Visto bueno a la enésima reforma educativa en España, un ataque en toda regla a la libertad de elección de los padres y al idioma que vehicula a cerca de 50 millones de personas que viven aquí.
Federico Jiménez Losantos, en su tribuna de El Mundo, se desata este 20 de noviembre de 2020 contra la llamada ‘Ley Celaá’. No alberga la menor duda de que el proyecto de la ministra de Educación del Gobierno socialcomunista terminará por crear una fábrica de auténticos ignorantes a los que no se les habrá exigido esfuerzo alguno en las aulas:
Hay engendros legales que tienen la virtud mostrenca de declarar obligación lo que siempre fue agresión. La atrocidad Celaá, porque lo ayer votado y mugido por los zurupetos en el poder no es ley sino atrocidad, tiene el dudoso honor añadido de oficializar diversas agresiones, todas anticonstitucionales, pero que los bartolos del TC tardarán años en revocar, si revocan.

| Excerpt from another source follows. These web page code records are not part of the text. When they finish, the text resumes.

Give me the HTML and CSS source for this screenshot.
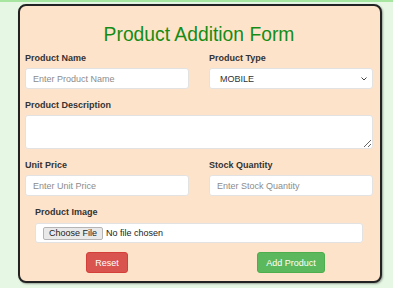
FILE: index.html
```html
<!DOCTYPE html>
<html lang="en">
  <head>
    <meta charset="UTF-8" />
    <meta name="viewport" content="width=device-width, initial-scale=1.0" />
    <title>Product Addition Form</title>
    <link rel="stylesheet" href="styles.css">
  </head>
  <body>
    <!-- Product form card -->
    <form class="card">
      <h1 class="title">Product Addition Form</h1>

      <div class="grid">
        <div class="field">
          <label for="name">Product Name</label>
          <input id="name" type="text" placeholder="Enter Product Name" />
        </div>
        <div class="field">
          <label for="type">Product Type</label>
          <select id="type">
            <option>MOBILE</option>
            <option>LAPTOP</option>
            <option>TABLET</option>
          </select>
        </div>

        <div class="field wide">
          <label for="desc">Product Description</label>
          <textarea id="desc"></textarea>
        </div>

        <div class="field">
          <label for="price">Unit Price</label>
          <input id="price" type="text" placeholder="Enter Unit Price" />
        </div>
        <div class="field">
          <label for="qty">Stock Quantity</label>
          <input id="qty" type="text" placeholder="Enter Stock Quantity" />
        </div>

        <div class="field wide image">
          <label for="img">Product Image</label>
          <div class="file-box">
            <input id="img" type="file" />
          </div>
        </div>

        <div class="actions">
          <button type="reset" class="btn btn-reset">Reset</button>
        </div>
        <div class="actions">
          <button type="submit" class="btn btn-add">Add Product</button>
        </div>
      </div>
    </form>
  </body>
</html>
```
FILE: styles.css
```css
body {
  margin: 0;
  padding: 4px 0 0 18px;
  background: #e6f8e4;
  border-top: 2px solid #a6e6a0;
  font-family: "Liberation Sans", Arial, sans-serif;
  height: 288px;
  box-sizing: border-box;
}

.card {
  box-sizing: border-box;
  width: 364px;
  height: 279px;
  margin-top: -2px;
  padding: 18px 7px 0 5px;
  background: #fee3cb;
  border: 2px solid #222;
  border-radius: 8px;
  box-shadow: 1px 1px 2px rgba(0, 0, 0, 0.35);
}

.title {
  margin: 0 0 7px;
  font-size: 19.3px;
  line-height: 22px;
  font-weight: normal;
  text-align: center;
  color: #158c15;
}

.grid {
  display: grid;
  grid-template-columns: 164px 164px;
  column-gap: 20px;
  row-gap: 11px;
}

.field label {
  display: block;
  margin-bottom: 4px;
  font-size: 9px;
  line-height: 11px;
  font-weight: bold;
  color: #333;
}

.wide {
  grid-column: 1 / 3;
}

.image {
  margin: 0 10px;
}

.image label {
  margin-bottom: 5px;
}

input[type="text"],
select,
textarea {
  display: block;
  box-sizing: border-box;
  width: 100%;
  height: 21px;
  margin: 0;
  padding: 0 7px;
  background: #fff;
  border: 1px solid #e2e2e2;
  border-radius: 3px;
  font-family: inherit;
  font-size: 9px;
  color: #333;
}

input::placeholder {
  color: #8c8c8c;
}

select {
  appearance: none;
  padding: 0 4px 0 10px;
  background: #fff url("data:image/svg+xml,%3Csvg xmlns='http://www.w3.org/2000/svg' width='6' height='4' viewBox='0 0 6 4'%3E%3Cpath d='M0.5 0.5L3 3L5.5 0.5' fill='none' stroke='%23444' stroke-width='1'/%3E%3C/svg%3E") no-repeat right 5px center;
}

textarea {
  height: 34px;
  resize: vertical;
}

.file-box {
  box-sizing: border-box;
  display: flex;
  align-items: center;
  height: 20px;
  padding: 0 7px;
  background: #fff;
  border: 1px solid #e2e2e2;
  border-radius: 3px;
}

.file-box input {
  height: 13px;
  font-family: inherit;
  font-size: 9px;
  line-height: 13px;
  color: #222;
}

.file-box input::file-selector-button {
  box-sizing: border-box;
  height: 13px;
  margin-right: 3px;
  padding: 0 5px;
  font-family: inherit;
  font-size: 9px;
  line-height: 11px;
  color: #222;
  background: #e9e9e9;
  border: 1px solid #b5b5b5;
  border-radius: 2px;
}

.actions {
  display: flex;
  justify-content: center;
  margin-top: -2px;
}

.btn {
  height: 21px;
  padding: 0 8px;
  font-family: inherit;
  font-size: 9px;
  color: #fff;
  border-radius: 3px;
}

.btn-reset {
  background: #d9534f;
  border: 1px solid #d43f3a;
}

.btn-add {
  background: #5cb85c;
  border: 1px solid #4cae4c;
}
```
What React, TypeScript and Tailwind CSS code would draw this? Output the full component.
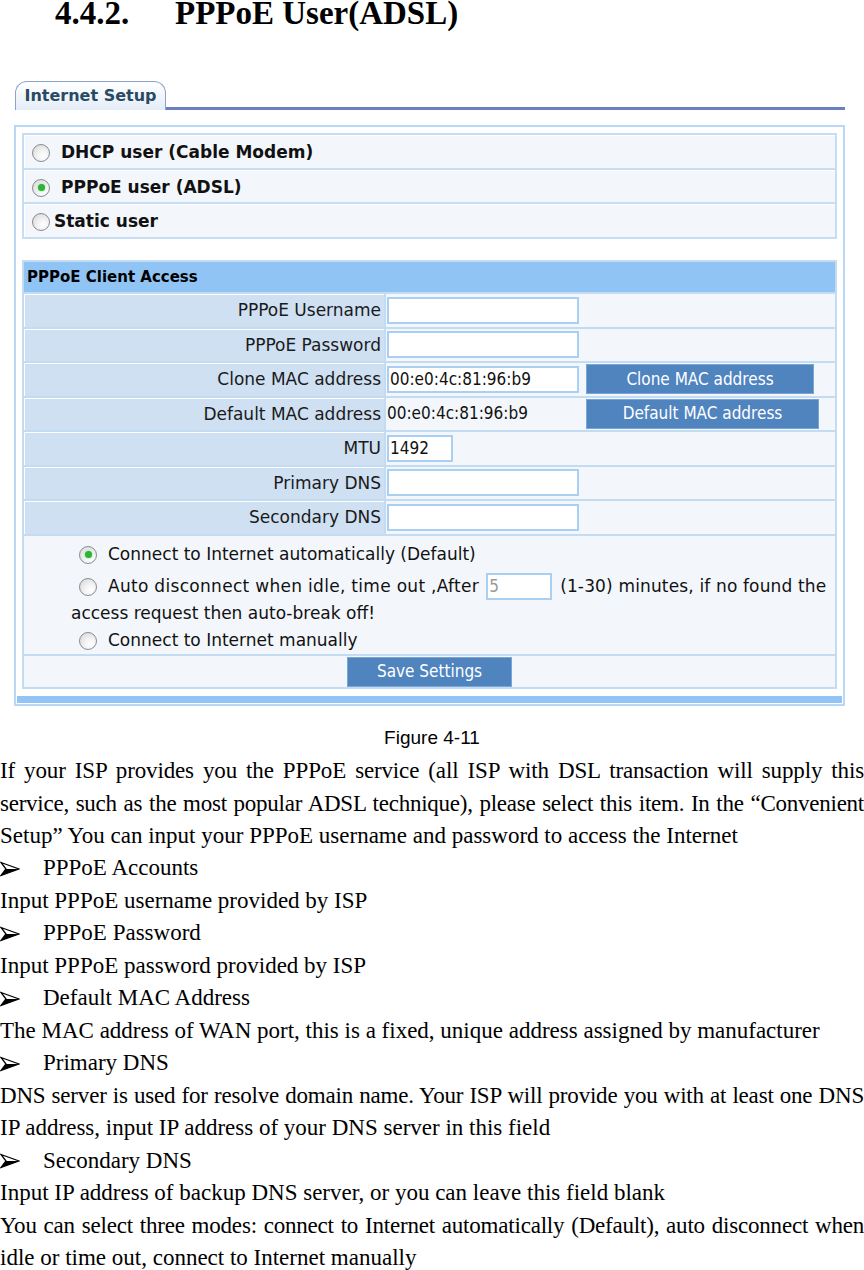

Uno de los puntos que más indigna al periodista turolense se refiere a la educación especial y como el Ejecutivo pretende erradicarla:
La más cruel es la perpetrada contra los niños que necesitan educación especial, y a los que se condena a vivir peor y morir antes, gracias a esa pedagogía típicamente comunista que impone que todos seamos iguales, aunque todos –menos ellos, que ya encontrarán medios de evitarlo– salgamos perjudicados. A los padres, cerca de 40.000, que tienen a sus hijos encomendados a un grupo excepcional de profesores y cuidadores, motivado y con experiencia, no se les ha hecho ni caso. Ante todo, tenía que quedar claro quién manda. Y así ha quedado: 177 bípedos implumes con alma de cuadrúpedos, mayormente del género mular y asnal.
Comenta el caso de Cataluña respecto al español, oficializando una persecución atroz del idioma:
Sánchez Tortosa escribió ayer un excelente artículo sobre el crimen contra los pobres que representa la prohibición legal de lo que hasta ahora era persecución real de la lengua española y del derecho de sus hablantes a ser educados en ella. Es una herramienta esencial para competir con los demás españoles en el acceso a cargos públicos o simplemente para ganarse la vida, mejorando la heredada si su talento y esfuerzo lo permiten, que es a menudo.
Asevera que la educación pública no puede desligarse de algo tan esencial como es el mérito:
La educación pública sólo tiene sentido si se cultiva el mérito. Lo contrario es crear contenedores de ignorancia general, tarea que empezó un niño de Oxford, José María Maravall, hijo del sabio José Antonio, que en la presentación de una de las invenciones de Gallego y Rey, allá por los primeros 80 del siglo pasado, quiso convencerme de la bondad de meter a los jóvenes parados en la escuela para evitar que anduvieran por la calle.
Y concluye con el vaticinio de lo que serán las próximas generaciones de niños salidos de las escuelas con esta ‘ley Celaá’:
Yo estudié con beca desde los 10 años en la excelente enseñanza pública franquista y me indigna la condena de los hijos de los pobres a esa mediocridad llamada «inclusión». Sin suspensos ni inspectores, pronto todos los niños serán titulados en burricie y doctores de saldo; salvo en las familias del régimen social-comunista, que se eternizarán.
Prohibir el español en la enseñanza es prohibir España y robársela a los pobres. Qué triunfo para etarras, catanazis, vagos, ricachos y acémilas.